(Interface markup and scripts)
★ ★ ★
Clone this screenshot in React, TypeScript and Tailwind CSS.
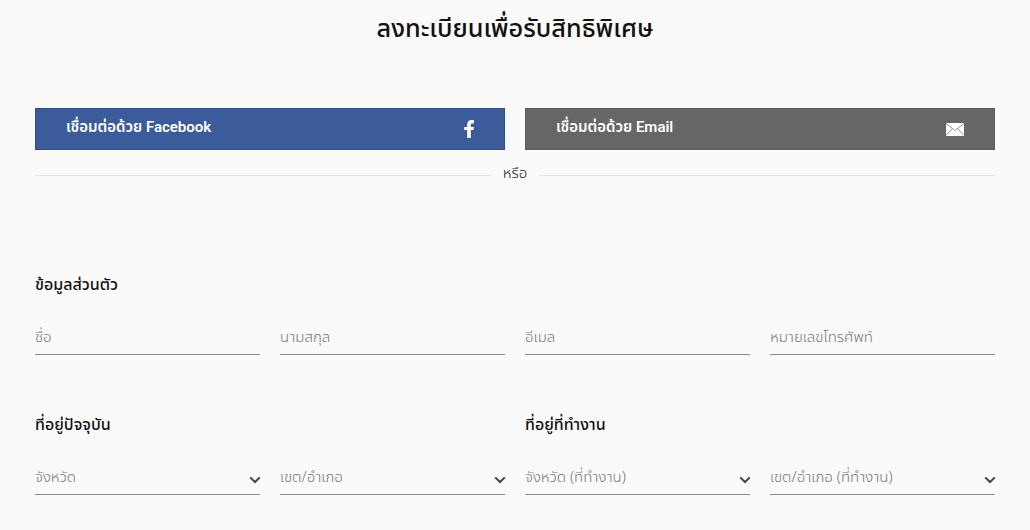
const FONT = "font-['Roboto','Noto_Sans_Thai','Noto_Sans','Liberation_Sans',sans-serif]"
const THAI = "font-['Noto_Sans_Thai','Noto_Sans','Liberation_Sans',sans-serif]"

function TextField({ label }: { label: string }) {
  return (
    <div className={`flex h-[35px] items-center border-b border-[#8a8a8a] pt-[3px] pb-[1px] text-[15px] font-light text-[#777777] ${THAI}`}>
      {label}
    </div>
  )
}

function Chevron() {
  return (
    <svg width="12" height="8" viewBox="0 0 12 8" className="mt-[3px] mr-[-1px]">
      <path d="M1.200 1.400 L6 6 L10.800 1.400" fill="none" stroke="#444444" strokeWidth="2" />
    </svg>
  )
}

function SelectField({ label }: { label: string }) {
  return (
    <div className={`flex h-[35px] items-center justify-between border-b border-[#8a8a8a] pt-[3px] pb-[1px] text-[15px] font-light text-[#777777] ${THAI}`}>
      <span>{label}</span>
      <Chevron />
    </div>
  )
}

function MailIcon() {
  return (
    <svg width="18" height="13" viewBox="0 0 18 13">
      <rect width="18" height="13" fill="#ffffff" />
      <path d="M0 0.500 L9 7.500 L18 0.500 M0 12.500 L6.500 5.500 M18 12.500 L11.500 5.500" fill="none" stroke="#777777" strokeWidth="0.8" />
    </svg>
  )
}

function FacebookIcon() {
  return (
    <svg width="10" height="18" viewBox="0 0 10 18">
      <path d="M6.800 18V10h2.700l.4-3.100H6.800V5c0-.9.3-1.500 1.500-1.500H10V.2C9.600.2 8.500 0 7.400 0 4.900 0 3.200 1.600 3.200 4.400v2.500H.2V10h3v8z" fill="#ffffff" />
    </svg>
  )
}

export default function App() {
  return (
    <div className={`h-[530px] w-[1030px] overflow-hidden bg-[#fafafa] px-[35px] text-[#111111] ${FONT}`}>
      <h1 className={`flex h-[60px] items-center justify-center text-[25.3px] font-medium ${THAI}`}>
        ลงทะเบียนเพื่อรับสิทธิพิเศษ
      </h1>

      <div className="mt-[48px] grid grid-cols-2 gap-5">
        <div className="flex h-[42px] items-center justify-between border border-[#2f4f8a] bg-[#3b5b9b] pl-[30px] pr-[30px] text-[15px] font-semibold text-white">
          <span className="mb-[4px]">เชื่อมต่อด้วย Facebook</span>
          <FacebookIcon />
        </div>
        <div className="flex h-[42px] items-center justify-between border border-[#5a5a5a] bg-[#666666] pl-[30px] pr-[30px] text-[15px] font-semibold text-white">
          <span className="mb-[4px]">เชื่อมต่อด้วย Email</span>
          <span className="mt-[1px]"><MailIcon /></span>
        </div>
      </div>

      <div className={`mt-[14px] flex h-[20px] items-center gap-3 text-[15px] font-light text-[#222222] ${THAI}`}>
        <div className="mt-[3px] h-px flex-1 bg-[#e2e2e2]" />
        <span>หรือ</span>
        <div className="mt-[3px] h-px flex-1 bg-[#e2e2e2]" />
      </div>

      <h2 className={`mt-[89px] h-[24px] text-[16px] font-medium leading-[24px] ${THAI}`}>ข้อมูลส่วนตัว</h2>

      <div className="mt-[23px] grid grid-cols-4 gap-5">
        <TextField label="ชื่อ" />
        <TextField label="นามสกุล" />
        <TextField label="อีเมล" />
        <TextField label="หมายเลขโทรศัพท์" />
      </div>

      <div className={`mt-[58px] grid grid-cols-2 gap-5 ${THAI}`}>
        <h2 className="h-[24px] text-[16px] font-medium leading-[24px]">ที่อยู่ปัจจุบัน</h2>
        <h2 className="h-[24px] text-[16px] font-medium leading-[24px]">ที่อยู่ที่ทำงาน</h2>
      </div>

      <div className="mt-[23px] grid grid-cols-4 gap-5">
        <SelectField label="จังหวัด" />
        <SelectField label="เขต/อำเภอ" />
        <SelectField label="จังหวัด (ที่ทำงาน)" />
        <SelectField label="เขต/อำเภอ (ที่ทำงาน)" />
      </div>
    </div>
  )
}
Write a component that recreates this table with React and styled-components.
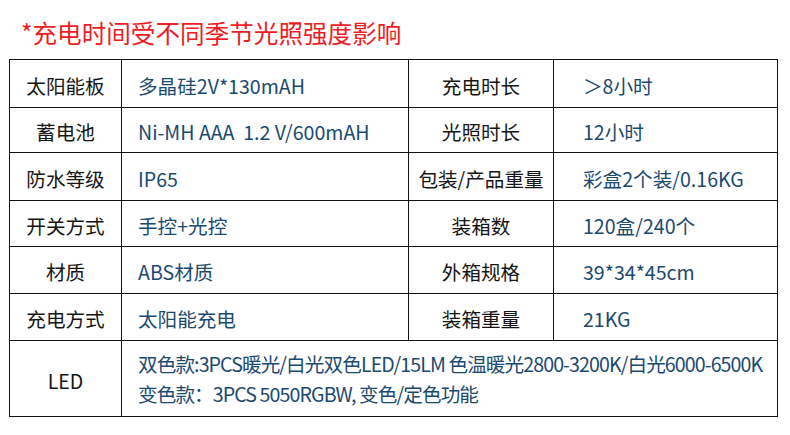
import React from 'react';
import styled, { createGlobalStyle } from 'styled-components';

const GlobalStyle = createGlobalStyle`
    html, body {
        margin: 0;
        padding: 0;
        background: #ffffff;
    }
    body {
        font-family: "Noto Sans CJK SC", "Noto Sans", sans-serif;
    }
`;

const Page = styled.div`
    width: 790px;
    height: 435px;
    background: #ffffff;
    padding: 16px 0 0 9px;
    box-sizing: border-box;
    overflow: hidden;
`;

const Notice = styled.div`
    color: #ee1c25;
    font-size: 24.6px;
    line-height: 32px;
    padding-left: 12px;
    margin-bottom: 11px;
`;

const Grid = styled.div`
    display: grid;
    grid-template-columns: 112px 287px 145px 224px;
    grid-template-rows: 48px 45px 48px 46px 47px 47px 76px;
    width: 769px;
    border-top: 1px solid #111;
    border-left: 1px solid #111;
    box-sizing: border-box;
`;

const Cell = styled.div`
    border-right: 1px solid #111;
    border-bottom: 1px solid #111;
    display: flex;
    align-items: center;
    justify-content: ${(p) => (p.$label ? 'center' : 'flex-start')};
    padding-left: ${(p) => (p.$label ? '0' : p.$pad || '16px')};
    padding-top: 3px;
    font-size: 19.6px;
    color: ${(p) => (p.$label ? '#151515' : '#1b4a6f')};
    grid-column: ${(p) => p.$span || 'auto'};
    white-space: nowrap;
`;

const Lines = styled.div`
    display: flex;
    flex-direction: column;
    line-height: 30px;
    letter-spacing: -0.9px;
    margin-top: -3px;
`;

const rows = [
    ['太阳能板', '多晶硅2V*130mAH', '充电时长', '＞8小时'],
    ['蓄电池', 'Ni-MH AAA  1.2 V/600mAH', '光照时长', '12小时'],
    ['防水等级', 'IP65', '包装/产品重量', '彩盒2个装/0.16KG'],
    ['开关方式', '手控+光控', '装箱数', '120盒/240个'],
    ['材质', 'ABS材质', '外箱规格', '39*34*45cm'],
    ['充电方式', '太阳能充电', '装箱重量', '21KG'],
];

const App = () => {
    return (
        <Page>
            <GlobalStyle />
            <Notice>*充电时间受不同季节光照强度影响</Notice>
            <Grid>
                {rows.map((r) => (
                    <React.Fragment key={r[0]}>
                        <Cell $label>{r[0]}</Cell>
                        <Cell style={{ whiteSpace: 'pre' }}>{r[1]}</Cell>
                        <Cell $label>{r[2]}</Cell>
                        <Cell $pad="29px">{r[3]}</Cell>
                    </React.Fragment>
                ))}
                <Cell $label>LED</Cell>
                <Cell $span="2 / 5">
                    <Lines>
                        <span>双色款:3PCS暖光/白光双色LED/15LM 色温暖光2800-3200K/白光6000-6500K</span>
                        <span>变色款：3PCS 5050RGBW, 变色/定色功能</span>
                    </Lines>
                </Cell>
            </Grid>
        </Page>
    );
};

export default App;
★ ★ ★
:: Job ::
Quote the records above in full, dropping each picture.

:: Reply to the exercise ::
Clone this screenshot in React, TypeScript and Tailwind CSS.
const FONT = "font-['Roboto','Noto_Sans_Thai','Noto_Sans','Liberation_Sans',sans-serif]"
const THAI = "font-['Noto_Sans_Thai','Noto_Sans','Liberation_Sans',sans-serif]"

function TextField({ label }: { label: string }) {
  return (
    <div className={`flex h-[35px] items-center border-b border-[#8a8a8a] pt-[3px] pb-[1px] text-[15px] font-light text-[#777777] ${THAI}`}>
      {label}
    </div>
  )
}

function Chevron() {
  return (
    <svg width="12" height="8" viewBox="0 0 12 8" className="mt-[3px] mr-[-1px]">
      <path d="M1.200 1.400 L6 6 L10.800 1.400" fill="none" stroke="#444444" strokeWidth="2" />
    </svg>
  )
}

function SelectField({ label }: { label: string }) {
  return (
    <div className={`flex h-[35px] items-center justify-between border-b border-[#8a8a8a] pt-[3px] pb-[1px] text-[15px] font-light text-[#777777] ${THAI}`}>
      <span>{label}</span>
      <Chevron />
    </div>
  )
}

function MailIcon() {
  return (
    <svg width="18" height="13" viewBox="0 0 18 13">
      <rect width="18" height="13" fill="#ffffff" />
      <path d="M0 0.500 L9 7.500 L18 0.500 M0 12.500 L6.500 5.500 M18 12.500 L11.500 5.500" fill="none" stroke="#777777" strokeWidth="0.8" />
    </svg>
  )
}

function FacebookIcon() {
  return (
    <svg width="10" height="18" viewBox="0 0 10 18">
      <path d="M6.800 18V10h2.700l.4-3.100H6.800V5c0-.9.3-1.500 1.500-1.500H10V.2C9.600.2 8.500 0 7.400 0 4.900 0 3.200 1.600 3.200 4.400v2.500H.2V10h3v8z" fill="#ffffff" />
    </svg>
  )
}

export default function App() {
  return (
    <div className={`h-[530px] w-[1030px] overflow-hidden bg-[#fafafa] px-[35px] text-[#111111] ${FONT}`}>
      <h1 className={`flex h-[60px] items-center justify-center text-[25.3px] font-medium ${THAI}`}>
        ลงทะเบียนเพื่อรับสิทธิพิเศษ
      </h1>

      <div className="mt-[48px] grid grid-cols-2 gap-5">
        <div className="flex h-[42px] items-center justify-between border border-[#2f4f8a] bg-[#3b5b9b] pl-[30px] pr-[30px] text-[15px] font-semibold text-white">
          <span className="mb-[4px]">เชื่อมต่อด้วย Facebook</span>
          <FacebookIcon />
        </div>
        <div className="flex h-[42px] items-center justify-between border border-[#5a5a5a] bg-[#666666] pl-[30px] pr-[30px] text-[15px] font-semibold text-white">
          <span className="mb-[4px]">เชื่อมต่อด้วย Email</span>
          <span className="mt-[1px]"><MailIcon /></span>
        </div>
      </div>

      <div className={`mt-[14px] flex h-[20px] items-center gap-3 text-[15px] font-light text-[#222222] ${THAI}`}>
        <div className="mt-[3px] h-px flex-1 bg-[#e2e2e2]" />
        <span>หรือ</span>
        <div className="mt-[3px] h-px flex-1 bg-[#e2e2e2]" />
      </div>

      <h2 className={`mt-[89px] h-[24px] text-[16px] font-medium leading-[24px] ${THAI}`}>ข้อมูลส่วนตัว</h2>

      <div className="mt-[23px] grid grid-cols-4 gap-5">
        <TextField label="ชื่อ" />
        <TextField label="นามสกุล" />
        <TextField label="อีเมล" />
        <TextField label="หมายเลขโทรศัพท์" />
      </div>

      <div className={`mt-[58px] grid grid-cols-2 gap-5 ${THAI}`}>
        <h2 className="h-[24px] text-[16px] font-medium leading-[24px]">ที่อยู่ปัจจุบัน</h2>
        <h2 className="h-[24px] text-[16px] font-medium leading-[24px]">ที่อยู่ที่ทำงาน</h2>
      </div>

      <div className="mt-[23px] grid grid-cols-4 gap-5">
        <SelectField label="จังหวัด" />
        <SelectField label="เขต/อำเภอ" />
        <SelectField label="จังหวัด (ที่ทำงาน)" />
        <SelectField label="เขต/อำเภอ (ที่ทำงาน)" />
      </div>
    </div>
  )
}
Write a component that recreates this table with React and styled-components.
import React from 'react';
import styled, { createGlobalStyle } from 'styled-components';

const GlobalStyle = createGlobalStyle`
    html, body {
        margin: 0;
        padding: 0;
        background: #ffffff;
    }
    body {
        font-family: "Noto Sans CJK SC", "Noto Sans", sans-serif;
    }
`;

const Page = styled.div`
    width: 790px;
    height: 435px;
    background: #ffffff;
    padding: 16px 0 0 9px;
    box-sizing: border-box;
    overflow: hidden;
`;

const Notice = styled.div`
    color: #ee1c25;
    font-size: 24.6px;
    line-height: 32px;
    padding-left: 12px;
    margin-bottom: 11px;
`;

const Grid = styled.div`
    display: grid;
    grid-template-columns: 112px 287px 145px 224px;
    grid-template-rows: 48px 45px 48px 46px 47px 47px 76px;
    width: 769px;
    border-top: 1px solid #111;
    border-left: 1px solid #111;
    box-sizing: border-box;
`;

const Cell = styled.div`
    border-right: 1px solid #111;
    border-bottom: 1px solid #111;
    display: flex;
    align-items: center;
    justify-content: ${(p) => (p.$label ? 'center' : 'flex-start')};
    padding-left: ${(p) => (p.$label ? '0' : p.$pad || '16px')};
    padding-top: 3px;
    font-size: 19.6px;
    color: ${(p) => (p.$label ? '#151515' : '#1b4a6f')};
    grid-column: ${(p) => p.$span || 'auto'};
    white-space: nowrap;
`;

const Lines = styled.div`
    display: flex;
    flex-direction: column;
    line-height: 30px;
    letter-spacing: -0.9px;
    margin-top: -3px;
`;

const rows = [
    ['太阳能板', '多晶硅2V*130mAH', '充电时长', '＞8小时'],
    ['蓄电池', 'Ni-MH AAA  1.2 V/600mAH', '光照时长', '12小时'],
    ['防水等级', 'IP65', '包装/产品重量', '彩盒2个装/0.16KG'],
    ['开关方式', '手控+光控', '装箱数', '120盒/240个'],
    ['材质', 'ABS材质', '外箱规格', '39*34*45cm'],
    ['充电方式', '太阳能充电', '装箱重量', '21KG'],
];

const App = () => {
    return (
        <Page>
            <GlobalStyle />
            <Notice>*充电时间受不同季节光照强度影响</Notice>
            <Grid>
                {rows.map((r) => (
                    <React.Fragment key={r[0]}>
                        <Cell $label>{r[0]}</Cell>
                        <Cell style={{ whiteSpace: 'pre' }}>{r[1]}</Cell>
                        <Cell $label>{r[2]}</Cell>
                        <Cell $pad="29px">{r[3]}</Cell>
                    </React.Fragment>
                ))}
                <Cell $label>LED</Cell>
                <Cell $span="2 / 5">
                    <Lines>
                        <span>双色款:3PCS暖光/白光双色LED/15LM 色温暖光2800-3200K/白光6000-6500K</span>
                        <span>变色款：3PCS 5050RGBW, 变色/定色功能</span>
                    </Lines>
                </Cell>
            </Grid>
        </Page>
    );
};

export default App;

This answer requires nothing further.